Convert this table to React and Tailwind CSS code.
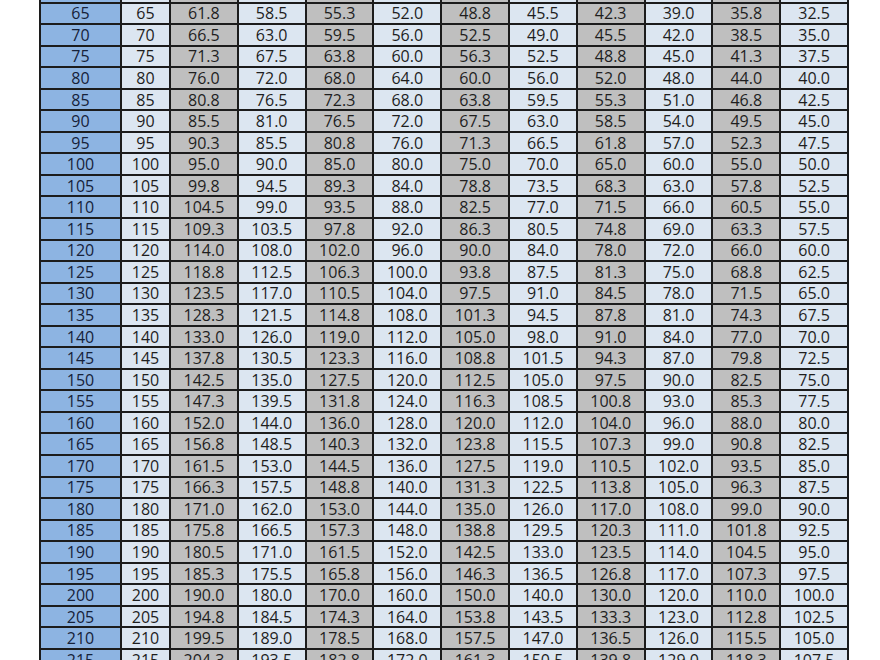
import React from 'react';

// percentages of the working weight, left to right
const PCTS = [95, 90, 85, 80, 75, 70, 65, 60, 55, 50];

const weights = [];
for (let w = 65; w <= 215; w += 5) weights.push(w);

const pct = (w, p) => (Math.round((w * p) / 10) / 10).toFixed(1);

const cell = 'border-2 border-[#1c1c1c] p-0';

const App = () => {
  return (
    <div className="w-[880px] h-[660px] overflow-hidden bg-white">
      <div className="pl-[39px] -mt-[20px]">
        <table
          className="table-fixed border-collapse w-[808px] text-center text-[16px] leading-none text-[#1e1e1e]"
          style={{ fontFamily: '"Open Sans", "Noto Sans", sans-serif' }}
        >
          <colgroup>
            <col className="w-[81px]" />
            <col className="w-[49px]" />
            {PCTS.map((p) => (
              <col key={p} className="w-[67.8px]" />
            ))}
          </colgroup>
          <tbody>
            {/* row above, scrolled out of view */}
            <tr className="h-[21.55px]">
              <td className={`${cell} bg-[#8db4e2]`} />
              <td className={`${cell} bg-[#dce6f1]`} />
              {PCTS.map((p, i) => (
                <td key={p} className={i % 2 === 0 ? `${cell} bg-[#bfbfbf]` : `${cell} bg-[#dce6f1]`} />
              ))}
            </tr>
            {weights.map((w) => (
              <tr key={w} className="h-[21.55px]">
                <td className={`${cell} bg-[#8db4e2] text-[#16223a]`}>{w}</td>
                <td className={`${cell} bg-[#dce6f1]`}>{w}</td>
                {PCTS.map((p, i) => (
                  <td key={p} className={i % 2 === 0 ? `${cell} bg-[#bfbfbf]` : `${cell} bg-[#dce6f1]`}>
                    {pct(w, p)}
                  </td>
                ))}
              </tr>
            ))}
          </tbody>
        </table>
      </div>
    </div>
  );
};

export default App;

## Exercise
Repeat the data exactly, excluding the pictures.

## Output of the exercise
Convert this table to React and Tailwind CSS code.
import React from 'react';

// percentages of the working weight, left to right
const PCTS = [95, 90, 85, 80, 75, 70, 65, 60, 55, 50];

const weights = [];
for (let w = 65; w <= 215; w += 5) weights.push(w);

const pct = (w, p) => (Math.round((w * p) / 10) / 10).toFixed(1);

const cell = 'border-2 border-[#1c1c1c] p-0';

const App = () => {
  return (
    <div className="w-[880px] h-[660px] overflow-hidden bg-white">
      <div className="pl-[39px] -mt-[20px]">
        <table
          className="table-fixed border-collapse w-[808px] text-center text-[16px] leading-none text-[#1e1e1e]"
          style={{ fontFamily: '"Open Sans", "Noto Sans", sans-serif' }}
        >
          <colgroup>
            <col className="w-[81px]" />
            <col className="w-[49px]" />
            {PCTS.map((p) => (
              <col key={p} className="w-[67.8px]" />
            ))}
          </colgroup>
          <tbody>
            {/* row above, scrolled out of view */}
            <tr className="h-[21.55px]">
              <td className={`${cell} bg-[#8db4e2]`} />
              <td className={`${cell} bg-[#dce6f1]`} />
              {PCTS.map((p, i) => (
                <td key={p} className={i % 2 === 0 ? `${cell} bg-[#bfbfbf]` : `${cell} bg-[#dce6f1]`} />
              ))}
            </tr>
            {weights.map((w) => (
              <tr key={w} className="h-[21.55px]">
                <td className={`${cell} bg-[#8db4e2] text-[#16223a]`}>{w}</td>
                <td className={`${cell} bg-[#dce6f1]`}>{w}</td>
                {PCTS.map((p, i) => (
                  <td key={p} className={i % 2 === 0 ? `${cell} bg-[#bfbfbf]` : `${cell} bg-[#dce6f1]`}>
                    {pct(w, p)}
                  </td>
                ))}
              </tr>
            ))}
          </tbody>
        </table>
      </div>
    </div>
  );
};

export default App;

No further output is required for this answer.